# INFORMATION PROVIDED start

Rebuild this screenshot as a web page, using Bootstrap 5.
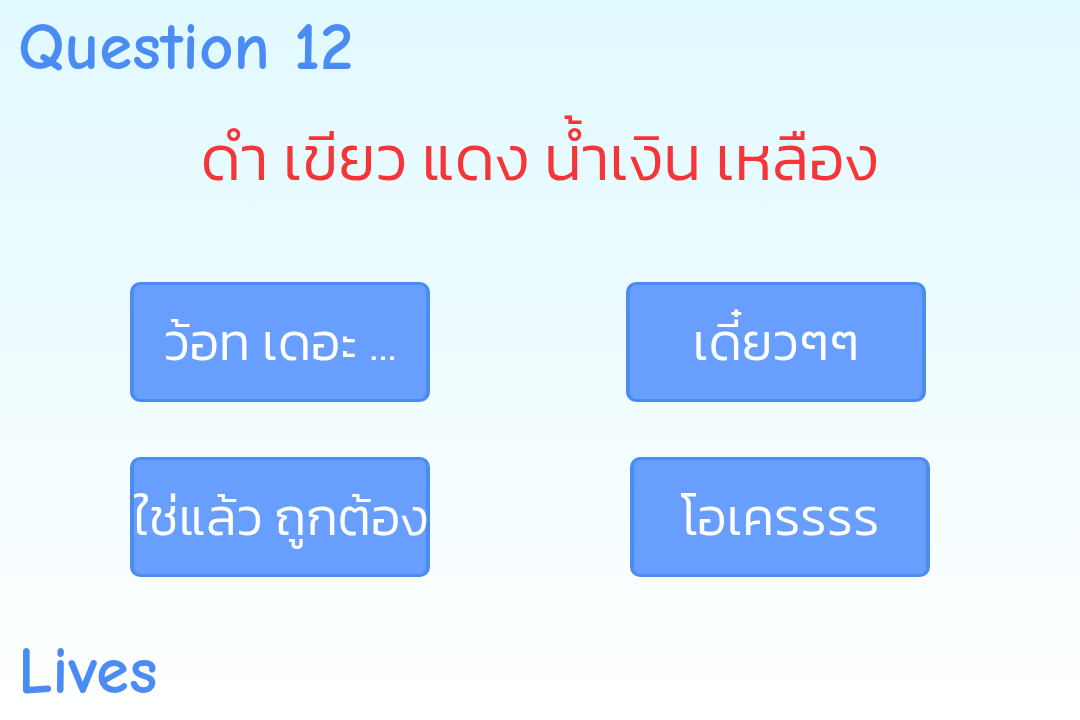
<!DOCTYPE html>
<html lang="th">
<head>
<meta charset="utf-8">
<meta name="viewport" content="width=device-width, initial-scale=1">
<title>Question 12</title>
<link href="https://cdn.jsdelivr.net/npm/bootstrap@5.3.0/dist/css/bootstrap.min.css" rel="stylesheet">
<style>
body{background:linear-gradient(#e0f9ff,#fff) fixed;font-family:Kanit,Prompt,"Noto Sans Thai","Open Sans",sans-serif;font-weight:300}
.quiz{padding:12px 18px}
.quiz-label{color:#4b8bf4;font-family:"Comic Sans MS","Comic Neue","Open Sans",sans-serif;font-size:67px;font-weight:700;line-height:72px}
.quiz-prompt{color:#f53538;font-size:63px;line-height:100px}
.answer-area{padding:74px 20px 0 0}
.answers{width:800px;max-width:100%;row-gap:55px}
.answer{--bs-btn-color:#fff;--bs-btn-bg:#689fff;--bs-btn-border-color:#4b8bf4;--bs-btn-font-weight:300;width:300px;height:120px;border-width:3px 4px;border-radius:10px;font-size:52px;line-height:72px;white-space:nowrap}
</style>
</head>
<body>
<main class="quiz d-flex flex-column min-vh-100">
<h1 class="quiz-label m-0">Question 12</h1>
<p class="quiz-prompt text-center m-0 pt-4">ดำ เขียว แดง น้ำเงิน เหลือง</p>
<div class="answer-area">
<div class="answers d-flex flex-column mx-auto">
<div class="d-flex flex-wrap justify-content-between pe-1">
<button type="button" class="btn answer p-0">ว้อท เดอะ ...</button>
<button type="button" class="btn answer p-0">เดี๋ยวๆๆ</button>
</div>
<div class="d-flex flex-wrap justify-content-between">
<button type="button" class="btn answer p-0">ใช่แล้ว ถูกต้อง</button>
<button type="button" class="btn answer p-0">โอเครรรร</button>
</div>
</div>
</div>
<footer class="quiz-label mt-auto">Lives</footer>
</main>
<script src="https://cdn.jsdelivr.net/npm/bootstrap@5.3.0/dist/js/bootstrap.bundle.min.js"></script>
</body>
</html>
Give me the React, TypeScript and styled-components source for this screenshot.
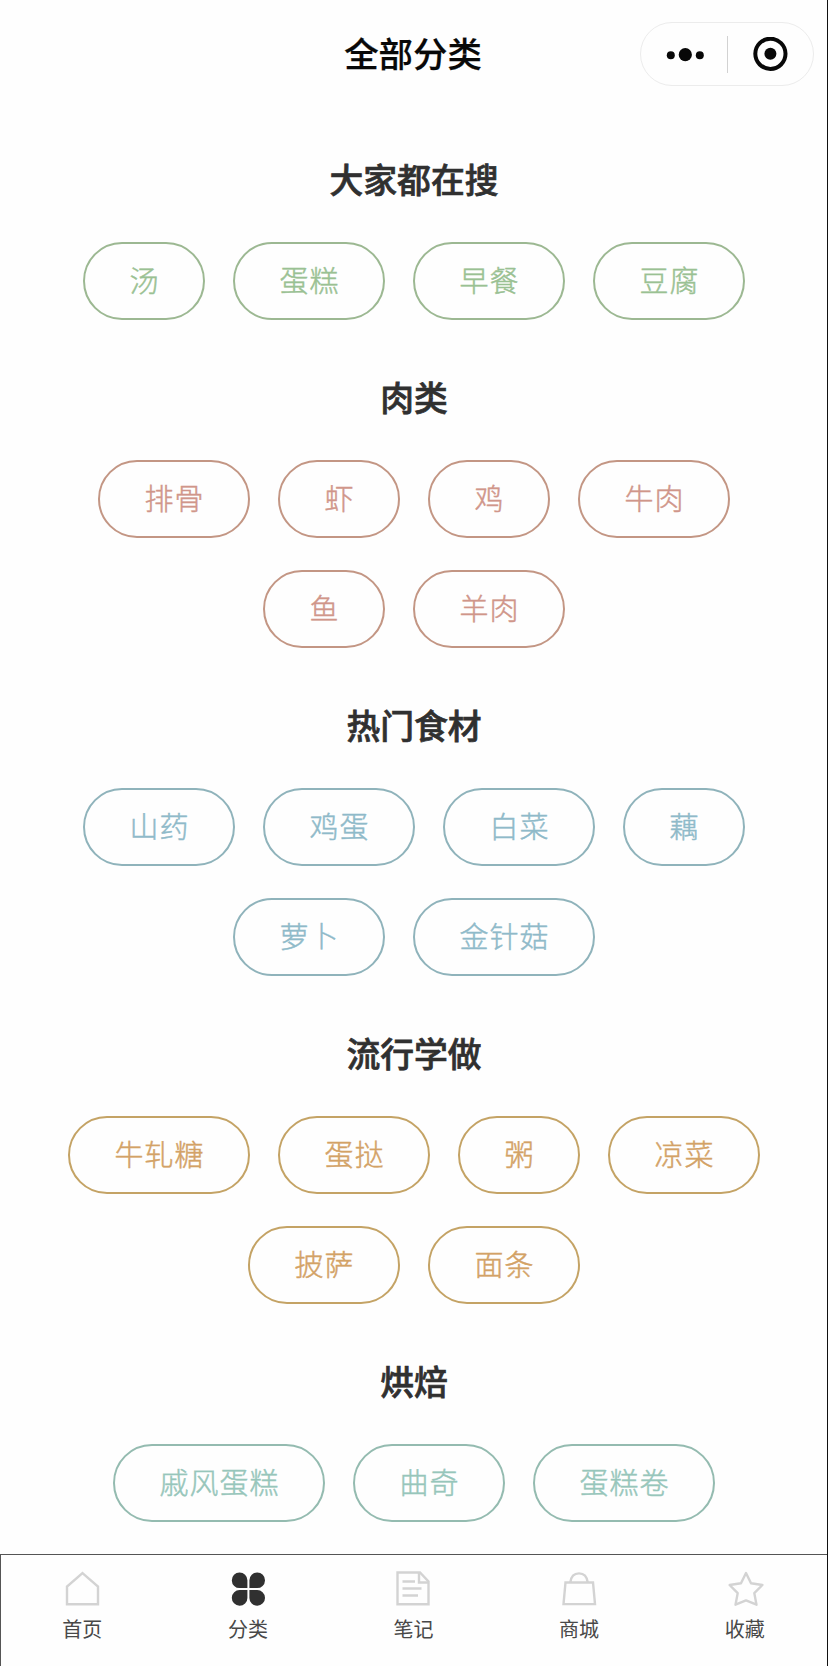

# INFORMATION PROVIDED end

◆ WHAT IS REQUIRED:
Go through the listing above and quote it exactly, apart from its images.

◆ EXERCISE SOLUTION:
Rebuild this screenshot as a web page, using Bootstrap 5.
<!DOCTYPE html>
<html lang="th">
<head>
<meta charset="utf-8">
<meta name="viewport" content="width=device-width, initial-scale=1">
<title>Question 12</title>
<link href="https://cdn.jsdelivr.net/npm/bootstrap@5.3.0/dist/css/bootstrap.min.css" rel="stylesheet">
<style>
body{background:linear-gradient(#e0f9ff,#fff) fixed;font-family:Kanit,Prompt,"Noto Sans Thai","Open Sans",sans-serif;font-weight:300}
.quiz{padding:12px 18px}
.quiz-label{color:#4b8bf4;font-family:"Comic Sans MS","Comic Neue","Open Sans",sans-serif;font-size:67px;font-weight:700;line-height:72px}
.quiz-prompt{color:#f53538;font-size:63px;line-height:100px}
.answer-area{padding:74px 20px 0 0}
.answers{width:800px;max-width:100%;row-gap:55px}
.answer{--bs-btn-color:#fff;--bs-btn-bg:#689fff;--bs-btn-border-color:#4b8bf4;--bs-btn-font-weight:300;width:300px;height:120px;border-width:3px 4px;border-radius:10px;font-size:52px;line-height:72px;white-space:nowrap}
</style>
</head>
<body>
<main class="quiz d-flex flex-column min-vh-100">
<h1 class="quiz-label m-0">Question 12</h1>
<p class="quiz-prompt text-center m-0 pt-4">ดำ เขียว แดง น้ำเงิน เหลือง</p>
<div class="answer-area">
<div class="answers d-flex flex-column mx-auto">
<div class="d-flex flex-wrap justify-content-between pe-1">
<button type="button" class="btn answer p-0">ว้อท เดอะ ...</button>
<button type="button" class="btn answer p-0">เดี๋ยวๆๆ</button>
</div>
<div class="d-flex flex-wrap justify-content-between">
<button type="button" class="btn answer p-0">ใช่แล้ว ถูกต้อง</button>
<button type="button" class="btn answer p-0">โอเครรรร</button>
</div>
</div>
</div>
<footer class="quiz-label mt-auto">Lives</footer>
</main>
<script src="https://cdn.jsdelivr.net/npm/bootstrap@5.3.0/dist/js/bootstrap.bundle.min.js"></script>
</body>
</html>
Give me the React, TypeScript and styled-components source for this screenshot.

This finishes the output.